Search the data for the word "index" and copy every line where it occurs.

____________

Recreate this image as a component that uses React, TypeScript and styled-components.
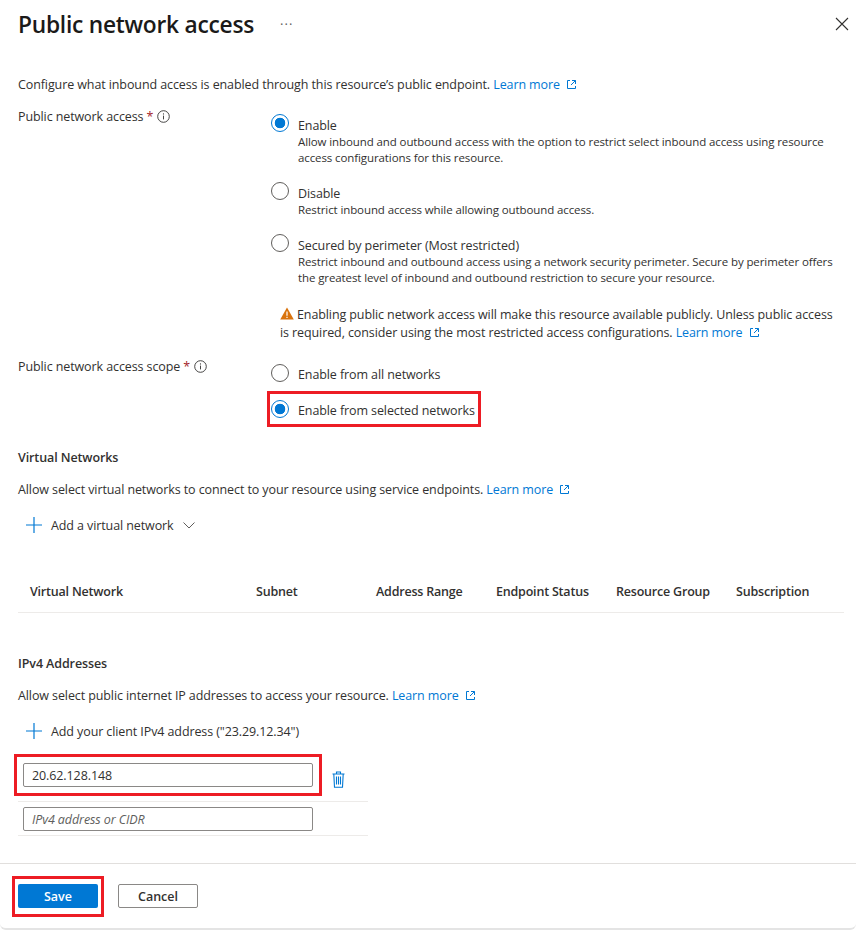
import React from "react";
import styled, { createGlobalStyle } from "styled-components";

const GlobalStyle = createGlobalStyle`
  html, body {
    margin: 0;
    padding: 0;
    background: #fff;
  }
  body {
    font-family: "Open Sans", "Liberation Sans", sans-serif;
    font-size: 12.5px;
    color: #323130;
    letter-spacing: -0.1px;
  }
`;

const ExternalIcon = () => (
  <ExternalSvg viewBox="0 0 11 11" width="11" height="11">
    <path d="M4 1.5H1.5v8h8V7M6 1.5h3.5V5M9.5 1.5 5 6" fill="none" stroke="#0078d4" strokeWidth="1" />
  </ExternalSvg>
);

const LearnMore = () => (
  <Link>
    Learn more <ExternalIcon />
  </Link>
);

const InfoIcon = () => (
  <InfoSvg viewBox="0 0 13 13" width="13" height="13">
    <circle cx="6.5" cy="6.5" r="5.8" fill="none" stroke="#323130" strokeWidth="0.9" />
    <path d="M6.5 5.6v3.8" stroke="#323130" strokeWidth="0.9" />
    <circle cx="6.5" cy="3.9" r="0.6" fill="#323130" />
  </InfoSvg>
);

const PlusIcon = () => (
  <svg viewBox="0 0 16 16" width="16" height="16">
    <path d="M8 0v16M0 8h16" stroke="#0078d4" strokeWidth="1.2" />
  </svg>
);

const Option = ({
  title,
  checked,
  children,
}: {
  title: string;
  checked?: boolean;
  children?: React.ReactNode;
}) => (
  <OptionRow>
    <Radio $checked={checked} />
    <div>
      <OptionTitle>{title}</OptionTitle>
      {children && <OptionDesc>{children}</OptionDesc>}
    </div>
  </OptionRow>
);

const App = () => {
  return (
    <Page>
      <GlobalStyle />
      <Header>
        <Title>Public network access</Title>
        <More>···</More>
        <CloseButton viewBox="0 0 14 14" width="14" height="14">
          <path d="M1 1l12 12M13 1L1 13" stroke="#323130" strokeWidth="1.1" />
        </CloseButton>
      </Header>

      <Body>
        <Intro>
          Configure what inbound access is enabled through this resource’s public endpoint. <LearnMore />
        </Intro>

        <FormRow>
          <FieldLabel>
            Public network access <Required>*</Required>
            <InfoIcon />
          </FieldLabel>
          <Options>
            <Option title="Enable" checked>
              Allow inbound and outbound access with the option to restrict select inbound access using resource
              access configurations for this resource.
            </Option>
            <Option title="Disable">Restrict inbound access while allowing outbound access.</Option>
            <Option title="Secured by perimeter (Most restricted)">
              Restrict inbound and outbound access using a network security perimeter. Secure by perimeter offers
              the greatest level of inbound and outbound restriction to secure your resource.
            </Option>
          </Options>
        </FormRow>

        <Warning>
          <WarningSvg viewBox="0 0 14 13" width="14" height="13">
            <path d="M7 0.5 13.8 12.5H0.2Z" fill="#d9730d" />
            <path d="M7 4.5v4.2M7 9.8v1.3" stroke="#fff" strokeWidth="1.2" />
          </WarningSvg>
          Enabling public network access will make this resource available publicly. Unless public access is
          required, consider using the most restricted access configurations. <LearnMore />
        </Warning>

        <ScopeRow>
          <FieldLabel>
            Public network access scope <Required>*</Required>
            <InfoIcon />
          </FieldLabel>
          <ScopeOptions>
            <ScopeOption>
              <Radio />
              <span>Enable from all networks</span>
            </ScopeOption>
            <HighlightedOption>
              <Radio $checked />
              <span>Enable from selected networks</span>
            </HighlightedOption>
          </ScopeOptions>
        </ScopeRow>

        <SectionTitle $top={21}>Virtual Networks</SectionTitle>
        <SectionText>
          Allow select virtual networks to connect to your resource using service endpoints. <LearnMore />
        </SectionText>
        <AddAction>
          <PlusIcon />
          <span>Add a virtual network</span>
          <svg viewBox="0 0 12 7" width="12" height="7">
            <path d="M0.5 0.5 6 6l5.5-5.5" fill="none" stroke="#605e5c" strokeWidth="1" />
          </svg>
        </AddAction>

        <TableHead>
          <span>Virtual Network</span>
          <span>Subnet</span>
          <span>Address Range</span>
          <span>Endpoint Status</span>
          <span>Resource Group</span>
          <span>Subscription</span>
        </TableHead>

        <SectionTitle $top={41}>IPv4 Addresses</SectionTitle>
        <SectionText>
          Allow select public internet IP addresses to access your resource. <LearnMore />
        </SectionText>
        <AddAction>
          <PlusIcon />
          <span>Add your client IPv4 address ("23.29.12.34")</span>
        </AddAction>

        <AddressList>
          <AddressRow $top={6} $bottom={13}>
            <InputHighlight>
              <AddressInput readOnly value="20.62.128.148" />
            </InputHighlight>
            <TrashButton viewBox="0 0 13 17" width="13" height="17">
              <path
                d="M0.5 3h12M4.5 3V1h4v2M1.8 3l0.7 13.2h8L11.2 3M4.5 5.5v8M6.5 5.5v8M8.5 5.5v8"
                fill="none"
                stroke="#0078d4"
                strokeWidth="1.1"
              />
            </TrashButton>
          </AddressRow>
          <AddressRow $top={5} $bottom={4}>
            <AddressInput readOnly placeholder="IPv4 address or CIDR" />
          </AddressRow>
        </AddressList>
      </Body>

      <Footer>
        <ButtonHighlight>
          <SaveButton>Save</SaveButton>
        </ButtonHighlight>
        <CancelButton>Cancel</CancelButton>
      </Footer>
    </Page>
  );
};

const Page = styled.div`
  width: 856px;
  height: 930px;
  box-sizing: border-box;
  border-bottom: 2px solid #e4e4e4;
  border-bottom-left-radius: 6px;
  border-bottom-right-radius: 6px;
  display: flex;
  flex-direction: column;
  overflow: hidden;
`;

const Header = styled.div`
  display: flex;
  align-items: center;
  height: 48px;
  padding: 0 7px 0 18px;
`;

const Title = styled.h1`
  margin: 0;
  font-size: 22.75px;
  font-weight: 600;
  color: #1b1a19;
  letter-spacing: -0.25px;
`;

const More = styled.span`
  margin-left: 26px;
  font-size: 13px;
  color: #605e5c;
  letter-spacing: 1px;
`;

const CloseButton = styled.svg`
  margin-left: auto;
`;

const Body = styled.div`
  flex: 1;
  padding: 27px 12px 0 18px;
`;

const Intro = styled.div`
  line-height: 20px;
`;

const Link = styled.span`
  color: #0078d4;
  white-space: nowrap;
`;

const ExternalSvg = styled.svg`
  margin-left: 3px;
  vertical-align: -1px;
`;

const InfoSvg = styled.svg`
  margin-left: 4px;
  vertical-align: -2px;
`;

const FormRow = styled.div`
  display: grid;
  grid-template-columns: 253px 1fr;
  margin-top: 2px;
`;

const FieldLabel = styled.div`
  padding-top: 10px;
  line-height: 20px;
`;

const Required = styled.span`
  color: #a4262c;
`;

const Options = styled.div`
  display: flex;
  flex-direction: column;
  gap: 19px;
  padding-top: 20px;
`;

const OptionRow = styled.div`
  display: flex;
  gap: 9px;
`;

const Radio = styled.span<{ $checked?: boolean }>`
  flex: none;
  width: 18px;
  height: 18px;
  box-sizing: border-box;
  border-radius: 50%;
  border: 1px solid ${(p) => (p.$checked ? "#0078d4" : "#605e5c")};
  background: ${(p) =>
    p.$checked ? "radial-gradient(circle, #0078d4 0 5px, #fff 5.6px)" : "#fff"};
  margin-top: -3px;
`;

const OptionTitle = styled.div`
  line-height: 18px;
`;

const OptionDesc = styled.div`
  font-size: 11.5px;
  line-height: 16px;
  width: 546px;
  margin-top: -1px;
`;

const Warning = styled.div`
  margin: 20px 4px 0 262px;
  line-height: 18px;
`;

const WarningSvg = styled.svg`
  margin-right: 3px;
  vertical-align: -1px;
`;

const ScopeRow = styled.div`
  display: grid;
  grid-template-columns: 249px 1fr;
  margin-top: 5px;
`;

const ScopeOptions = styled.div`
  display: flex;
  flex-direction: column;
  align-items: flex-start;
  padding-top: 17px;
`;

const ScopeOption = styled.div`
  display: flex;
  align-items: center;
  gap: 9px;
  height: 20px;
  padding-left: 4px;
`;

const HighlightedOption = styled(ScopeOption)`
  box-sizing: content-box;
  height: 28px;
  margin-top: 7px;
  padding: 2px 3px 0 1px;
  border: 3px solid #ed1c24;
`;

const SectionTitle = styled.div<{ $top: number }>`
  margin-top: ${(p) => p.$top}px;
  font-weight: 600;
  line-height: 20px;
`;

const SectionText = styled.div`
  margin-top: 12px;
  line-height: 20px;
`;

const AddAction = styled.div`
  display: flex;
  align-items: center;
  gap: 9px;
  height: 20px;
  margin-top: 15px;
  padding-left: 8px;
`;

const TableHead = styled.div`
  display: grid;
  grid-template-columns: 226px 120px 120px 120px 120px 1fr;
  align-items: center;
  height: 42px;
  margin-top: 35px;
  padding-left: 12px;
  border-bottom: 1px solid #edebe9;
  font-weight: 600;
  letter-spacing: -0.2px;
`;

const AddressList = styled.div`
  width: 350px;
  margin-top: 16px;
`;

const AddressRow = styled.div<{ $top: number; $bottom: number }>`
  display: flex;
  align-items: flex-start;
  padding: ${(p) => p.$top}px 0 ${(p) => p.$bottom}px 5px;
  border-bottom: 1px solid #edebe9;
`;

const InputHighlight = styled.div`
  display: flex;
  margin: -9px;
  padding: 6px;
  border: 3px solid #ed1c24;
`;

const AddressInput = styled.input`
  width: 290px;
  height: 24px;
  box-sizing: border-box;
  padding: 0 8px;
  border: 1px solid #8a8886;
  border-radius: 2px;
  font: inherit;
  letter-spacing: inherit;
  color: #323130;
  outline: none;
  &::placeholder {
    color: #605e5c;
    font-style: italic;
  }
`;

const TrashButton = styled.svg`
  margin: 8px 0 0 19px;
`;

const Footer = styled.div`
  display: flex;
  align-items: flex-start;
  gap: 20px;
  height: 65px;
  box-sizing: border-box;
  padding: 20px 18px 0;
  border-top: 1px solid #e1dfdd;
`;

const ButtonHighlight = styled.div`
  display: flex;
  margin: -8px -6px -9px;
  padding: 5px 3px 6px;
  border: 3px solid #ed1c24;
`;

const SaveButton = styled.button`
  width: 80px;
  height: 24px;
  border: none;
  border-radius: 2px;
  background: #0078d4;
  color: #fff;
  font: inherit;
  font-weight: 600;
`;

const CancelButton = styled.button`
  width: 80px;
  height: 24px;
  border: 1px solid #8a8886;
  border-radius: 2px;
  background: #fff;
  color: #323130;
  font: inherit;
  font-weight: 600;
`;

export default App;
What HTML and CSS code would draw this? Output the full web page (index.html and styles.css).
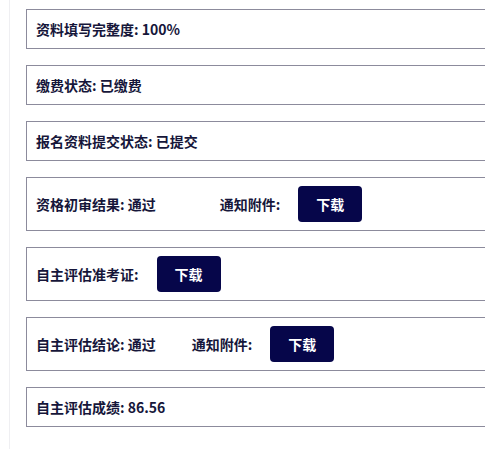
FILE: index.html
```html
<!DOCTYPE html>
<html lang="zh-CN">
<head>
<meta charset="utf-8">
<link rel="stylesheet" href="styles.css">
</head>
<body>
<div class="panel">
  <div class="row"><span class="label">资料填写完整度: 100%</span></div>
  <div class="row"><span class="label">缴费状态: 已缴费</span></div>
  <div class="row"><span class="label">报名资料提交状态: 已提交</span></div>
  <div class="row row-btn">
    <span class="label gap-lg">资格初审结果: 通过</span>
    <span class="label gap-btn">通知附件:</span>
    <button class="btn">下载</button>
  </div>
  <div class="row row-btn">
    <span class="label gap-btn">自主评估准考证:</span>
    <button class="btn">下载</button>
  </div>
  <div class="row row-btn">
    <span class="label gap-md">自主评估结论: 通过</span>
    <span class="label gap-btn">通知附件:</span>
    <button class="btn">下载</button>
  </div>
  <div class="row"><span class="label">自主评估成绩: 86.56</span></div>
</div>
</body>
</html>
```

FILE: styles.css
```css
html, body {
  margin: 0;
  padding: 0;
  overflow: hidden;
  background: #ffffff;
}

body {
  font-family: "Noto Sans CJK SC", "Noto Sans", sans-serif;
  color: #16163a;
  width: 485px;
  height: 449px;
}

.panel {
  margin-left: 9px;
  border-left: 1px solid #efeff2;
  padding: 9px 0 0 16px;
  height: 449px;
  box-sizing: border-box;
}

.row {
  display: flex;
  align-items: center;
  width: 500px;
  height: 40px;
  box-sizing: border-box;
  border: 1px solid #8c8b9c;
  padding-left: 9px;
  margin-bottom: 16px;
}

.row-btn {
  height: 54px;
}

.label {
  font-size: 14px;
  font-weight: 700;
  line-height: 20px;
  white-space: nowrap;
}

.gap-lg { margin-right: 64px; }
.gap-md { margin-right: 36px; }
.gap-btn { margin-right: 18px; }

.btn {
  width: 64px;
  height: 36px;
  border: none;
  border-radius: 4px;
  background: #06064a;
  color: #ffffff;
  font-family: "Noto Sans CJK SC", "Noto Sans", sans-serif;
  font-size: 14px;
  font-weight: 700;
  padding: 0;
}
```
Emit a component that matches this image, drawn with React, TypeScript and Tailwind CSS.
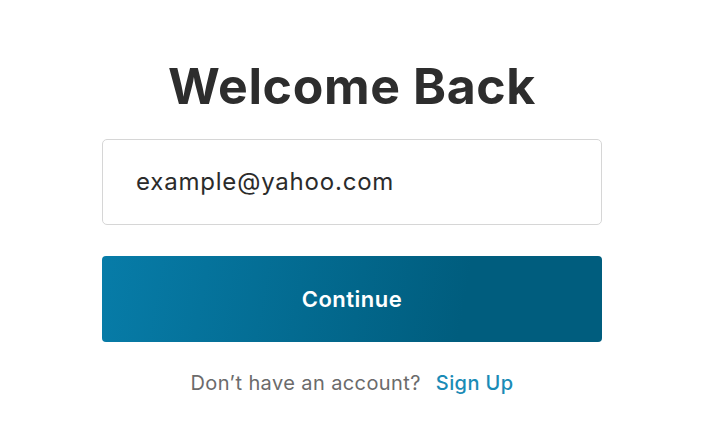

____________

**ANSWER**
What HTML and CSS code would draw this? Output the full web page (index.html and styles.css).
FILE: index.html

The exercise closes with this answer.